Write out the entire listing below exactly as it appears, minus any pictures.

--- EXCERPTED RECORDS ---

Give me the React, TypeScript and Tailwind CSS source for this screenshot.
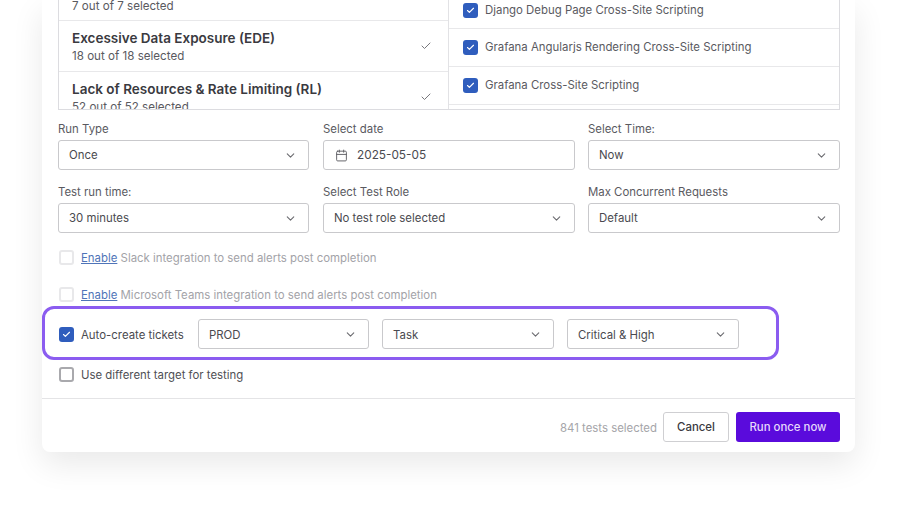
import React from 'react';
import { Calendar, Check, ChevronDown } from 'lucide-react';

const font = { fontFamily: 'Inter, sans-serif' };

const categories = [
    { title: '', sub: '7 out of 7 selected', cls: 'h-[21px] items-end pb-[5px]' },
    { title: 'Excessive Data Exposure (EDE)', sub: '18 out of 18 selected', cls: 'h-[51px] items-center pt-[2px]' },
    { title: 'Lack of Resources & Rate Limiting (RL)', sub: '52 out of 52 selected', cls: 'h-[51px] items-center pt-[2px]' },
];

const tests = ['Django Debug Page Cross-Site Scripting', 'Grafana Angularjs Rendering Cross-Site Scripting', 'Grafana Cross-Site Scripting'];

// checkbox, checked = blue
function Box({ checked, faded }: { checked?: boolean; faded?: boolean }) {
    if (checked) {
        return (
            <span className="flex h-[15px] w-[15px] shrink-0 items-center justify-center rounded-[3px] bg-[#2f5dbd]">
                <Check size={9} strokeWidth={3} className="text-white" />
            </span>
        );
    }
    return <span className={`h-[15px] w-[15px] shrink-0 rounded-[3px] border-2 ${faded ? 'border-[#e8e8ea]' : 'border-[#a9a9ad]'}`} />;
}

function Select({ value, className }: { value: string; className?: string }) {
    return (
        <div className={`flex h-[30px] items-center justify-between rounded-[3px] border border-[#c9c9cc] bg-white pl-[10px] pr-[11px] text-[11.4px] text-[#4a4a4f] ${className ?? ''}`}>
            <span className="mt-[2px]">{value}</span>
            <ChevronDown size={13} strokeWidth={2} className="text-[#6b6b70]" />
        </div>
    );
}

function Field({ label, className, children }: { label: string; className?: string; children: React.ReactNode }) {
    return (
        <div className={className}>
            <div className="flex h-[20px] items-start pt-[1px] text-[11.4px] leading-[16px] text-[#5a5a5f]">{label}</div>
            {children}
        </div>
    );
}

function IntegrationRow({ name }: { name: string }) {
    return (
        <div className="flex h-[20px] items-center gap-[7px] pl-[1px] text-[11.4px] text-[#a3a3a8]">
            <Box faded />
            <span className="mt-[3px]">
                <span className="text-[#4f74b8] underline">Enable</span> {name} integration to send alerts post completion
            </span>
        </div>
    );
}

export default function App() {
    return (
        <div className="h-[515px] w-[898px] overflow-hidden bg-white pl-[42px]" style={font}>
            <div className="h-[452px] w-[813px] rounded-b-lg bg-white shadow-[0_12px_32px_rgba(0,0,0,0.09)]">
                <div className="h-[399px] border-b border-[#e4e4e6] pl-[16px] pr-[15px]">
                    {/* lists */}
                    <div className="flex h-[110px] overflow-hidden border-x border-b border-[#dcdce0]">
                        <div className="w-[390px] shrink-0 border-r border-[#e2e2e5]">
                            {categories.map((c, i) => (
                                <div key={i} className={`flex justify-between border-b border-[#e8e8ea] pl-[13px] pr-[16px] ${c.cls}`}>
                                    <div>
                                        {c.title && <div className="text-[13.5px] leading-[18px] font-semibold text-[#3a3a3f]">{c.title}</div>}
                                        <div className="text-[11.6px] leading-[18px] text-[#5a5a5f]">{c.sub}</div>
                                    </div>
                                    {c.title && <Check size={12} strokeWidth={2} className="-mt-[2px] self-center text-[#77777c]" />}
                                </div>
                            ))}
                        </div>
                        <div className="flex-1">
                            {tests.map((t, i) => (
                                <div key={t} className={`flex items-center gap-[7px] border-b border-[#e8e8ea] pl-[14px] text-[11.4px] text-[#5a5a5f] ${i === 0 ? 'h-[29px] pb-[7px]' : 'h-[38px]'}`}>
                                    <Box checked />
                                    <span className="mt-[1px]">{t}</span>
                                </div>
                            ))}
                        </div>
                    </div>

                    {/* form */}
                    <div className="mt-[10px] grid grid-cols-[251px_252px_251px] gap-x-[14px] gap-y-[13px]">
                        <Field label="Run Type"><Select value="Once" /></Field>
                        <Field label="Select date">
                            <div className="flex h-[30px] items-center gap-[9px] rounded-[3px] border border-[#c9c9cc] pl-[11px] text-[11.8px] text-[#4a4a4f]">
                                <Calendar size={13} strokeWidth={1.75} className="text-[#5f5f64]" />
                                <span className="mt-[2px]">2025-05-05</span>
                            </div>
                        </Field>
                        <Field label="Select Time:" className="-ml-px"><Select value="Now" /></Field>
                        <Field label="Test run time:"><Select value="30 minutes" /></Field>
                        <Field label="Select Test Role"><Select value="No test role selected" /></Field>
                        <Field label="Max Concurrent Requests" className="-ml-px"><Select value="Default" /></Field>
                    </div>

                    <div className="mt-[14px] flex flex-col gap-[17px]">
                        <IntegrationRow name="Slack" />
                        <IntegrationRow name="Microsoft Teams" />
                    </div>

                    {/* highlighted row */}
                    <div className="mt-[2px] -ml-[16px] flex h-[54px] w-[737px] items-center rounded-[12px] border-[3px] border-[#8b5cf0] pt-[2px] pl-[14px] text-[11.4px] text-[#4a4a4f]">
                        <Box checked />
                        <span className="ml-[7px] mr-[13px] mt-[3px] w-[104px]">Auto-create tickets</span>
                        <div className="flex gap-[13px] [&_span]:mt-[4px]">
                            <Select value="PROD" className="w-[171px]" />
                            <Select value="Task" className="w-[172px]" />
                            <Select value="Critical & High" className="w-[172px]" />
                        </div>
                    </div>

                    <div className="mt-[4px] flex h-[20px] items-center gap-[7px] pl-[1px] text-[11.4px] text-[#4f4f54]">
                        <Box />
                        <span className="mt-[3px]">Use different target for testing</span>
                    </div>
                </div>

                {/* footer */}
                <div className="flex items-center justify-end pt-[13px] pr-[15px] text-[11.4px]">
                    <span className="mr-[6px] mt-[3px] text-[#a5a5a9]">841 tests selected</span>
                    <button className="h-[30px] w-[66px] rounded-[3px] border border-[#cfcfd2] pt-[2px] font-medium text-[#3a3a3f]">Cancel</button>
                    <button className="ml-[7px] h-[30px] w-[104px] rounded-[3px] bg-[#5a0bdc] pt-[2px] font-medium text-[#e6d9fb]">Run once now</button>
                </div>
            </div>
        </div>
    );
}
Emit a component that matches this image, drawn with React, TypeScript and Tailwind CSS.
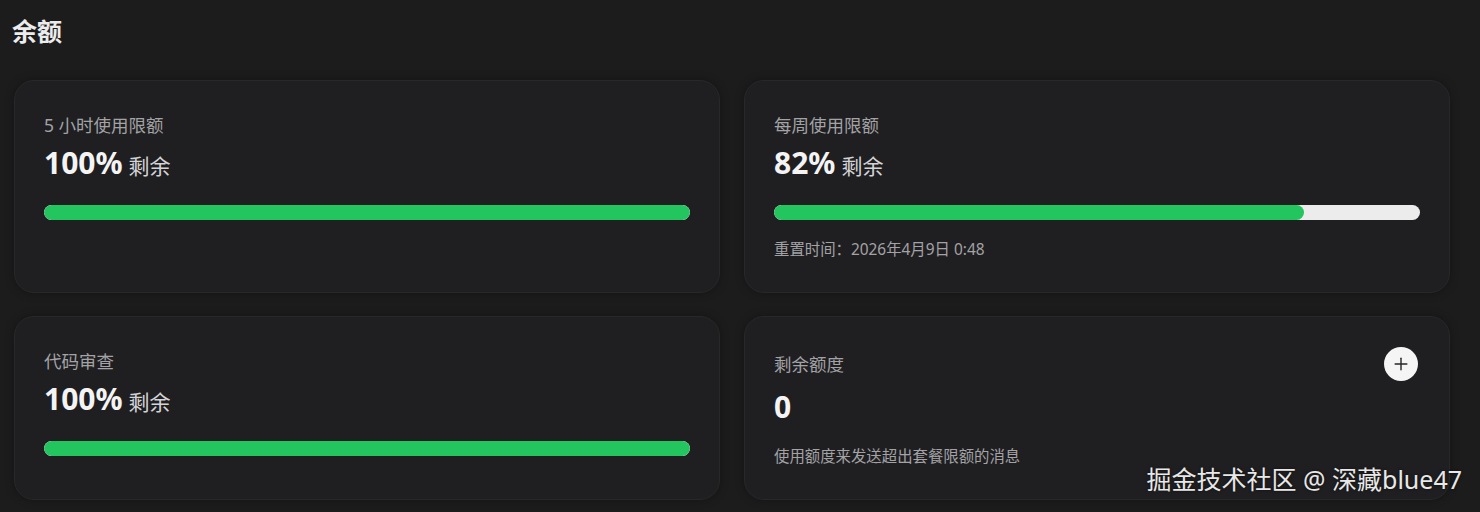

---

**RESULT OF THIS EXERCISE:**
Give me the React, TypeScript and Tailwind CSS source for this screenshot.
import React from 'react';
import { Calendar, Check, ChevronDown } from 'lucide-react';

const font = { fontFamily: 'Inter, sans-serif' };

const categories = [
    { title: '', sub: '7 out of 7 selected', cls: 'h-[21px] items-end pb-[5px]' },
    { title: 'Excessive Data Exposure (EDE)', sub: '18 out of 18 selected', cls: 'h-[51px] items-center pt-[2px]' },
    { title: 'Lack of Resources & Rate Limiting (RL)', sub: '52 out of 52 selected', cls: 'h-[51px] items-center pt-[2px]' },
];

const tests = ['Django Debug Page Cross-Site Scripting', 'Grafana Angularjs Rendering Cross-Site Scripting', 'Grafana Cross-Site Scripting'];

// checkbox, checked = blue
function Box({ checked, faded }: { checked?: boolean; faded?: boolean }) {
    if (checked) {
        return (
            <span className="flex h-[15px] w-[15px] shrink-0 items-center justify-center rounded-[3px] bg-[#2f5dbd]">
                <Check size={9} strokeWidth={3} className="text-white" />
            </span>
        );
    }
    return <span className={`h-[15px] w-[15px] shrink-0 rounded-[3px] border-2 ${faded ? 'border-[#e8e8ea]' : 'border-[#a9a9ad]'}`} />;
}

function Select({ value, className }: { value: string; className?: string }) {
    return (
        <div className={`flex h-[30px] items-center justify-between rounded-[3px] border border-[#c9c9cc] bg-white pl-[10px] pr-[11px] text-[11.4px] text-[#4a4a4f] ${className ?? ''}`}>
            <span className="mt-[2px]">{value}</span>
            <ChevronDown size={13} strokeWidth={2} className="text-[#6b6b70]" />
        </div>
    );
}

function Field({ label, className, children }: { label: string; className?: string; children: React.ReactNode }) {
    return (
        <div className={className}>
            <div className="flex h-[20px] items-start pt-[1px] text-[11.4px] leading-[16px] text-[#5a5a5f]">{label}</div>
            {children}
        </div>
    );
}

function IntegrationRow({ name }: { name: string }) {
    return (
        <div className="flex h-[20px] items-center gap-[7px] pl-[1px] text-[11.4px] text-[#a3a3a8]">
            <Box faded />
            <span className="mt-[3px]">
                <span className="text-[#4f74b8] underline">Enable</span> {name} integration to send alerts post completion
            </span>
        </div>
    );
}

export default function App() {
    return (
        <div className="h-[515px] w-[898px] overflow-hidden bg-white pl-[42px]" style={font}>
            <div className="h-[452px] w-[813px] rounded-b-lg bg-white shadow-[0_12px_32px_rgba(0,0,0,0.09)]">
                <div className="h-[399px] border-b border-[#e4e4e6] pl-[16px] pr-[15px]">
                    {/* lists */}
                    <div className="flex h-[110px] overflow-hidden border-x border-b border-[#dcdce0]">
                        <div className="w-[390px] shrink-0 border-r border-[#e2e2e5]">
                            {categories.map((c, i) => (
                                <div key={i} className={`flex justify-between border-b border-[#e8e8ea] pl-[13px] pr-[16px] ${c.cls}`}>
                                    <div>
                                        {c.title && <div className="text-[13.5px] leading-[18px] font-semibold text-[#3a3a3f]">{c.title}</div>}
                                        <div className="text-[11.6px] leading-[18px] text-[#5a5a5f]">{c.sub}</div>
                                    </div>
                                    {c.title && <Check size={12} strokeWidth={2} className="-mt-[2px] self-center text-[#77777c]" />}
                                </div>
                            ))}
                        </div>
                        <div className="flex-1">
                            {tests.map((t, i) => (
                                <div key={t} className={`flex items-center gap-[7px] border-b border-[#e8e8ea] pl-[14px] text-[11.4px] text-[#5a5a5f] ${i === 0 ? 'h-[29px] pb-[7px]' : 'h-[38px]'}`}>
                                    <Box checked />
                                    <span className="mt-[1px]">{t}</span>
                                </div>
                            ))}
                        </div>
                    </div>

                    {/* form */}
                    <div className="mt-[10px] grid grid-cols-[251px_252px_251px] gap-x-[14px] gap-y-[13px]">
                        <Field label="Run Type"><Select value="Once" /></Field>
                        <Field label="Select date">
                            <div className="flex h-[30px] items-center gap-[9px] rounded-[3px] border border-[#c9c9cc] pl-[11px] text-[11.8px] text-[#4a4a4f]">
                                <Calendar size={13} strokeWidth={1.75} className="text-[#5f5f64]" />
                                <span className="mt-[2px]">2025-05-05</span>
                            </div>
                        </Field>
                        <Field label="Select Time:" className="-ml-px"><Select value="Now" /></Field>
                        <Field label="Test run time:"><Select value="30 minutes" /></Field>
                        <Field label="Select Test Role"><Select value="No test role selected" /></Field>
                        <Field label="Max Concurrent Requests" className="-ml-px"><Select value="Default" /></Field>
                    </div>

                    <div className="mt-[14px] flex flex-col gap-[17px]">
                        <IntegrationRow name="Slack" />
                        <IntegrationRow name="Microsoft Teams" />
                    </div>

                    {/* highlighted row */}
                    <div className="mt-[2px] -ml-[16px] flex h-[54px] w-[737px] items-center rounded-[12px] border-[3px] border-[#8b5cf0] pt-[2px] pl-[14px] text-[11.4px] text-[#4a4a4f]">
                        <Box checked />
                        <span className="ml-[7px] mr-[13px] mt-[3px] w-[104px]">Auto-create tickets</span>
                        <div className="flex gap-[13px] [&_span]:mt-[4px]">
                            <Select value="PROD" className="w-[171px]" />
                            <Select value="Task" className="w-[172px]" />
                            <Select value="Critical & High" className="w-[172px]" />
                        </div>
                    </div>

                    <div className="mt-[4px] flex h-[20px] items-center gap-[7px] pl-[1px] text-[11.4px] text-[#4f4f54]">
                        <Box />
                        <span className="mt-[3px]">Use different target for testing</span>
                    </div>
                </div>

                {/* footer */}
                <div className="flex items-center justify-end pt-[13px] pr-[15px] text-[11.4px]">
                    <span className="mr-[6px] mt-[3px] text-[#a5a5a9]">841 tests selected</span>
                    <button className="h-[30px] w-[66px] rounded-[3px] border border-[#cfcfd2] pt-[2px] font-medium text-[#3a3a3f]">Cancel</button>
                    <button className="ml-[7px] h-[30px] w-[104px] rounded-[3px] bg-[#5a0bdc] pt-[2px] font-medium text-[#e6d9fb]">Run once now</button>
                </div>
            </div>
        </div>
    );
}
Emit a component that matches this image, drawn with React, TypeScript and Tailwind CSS.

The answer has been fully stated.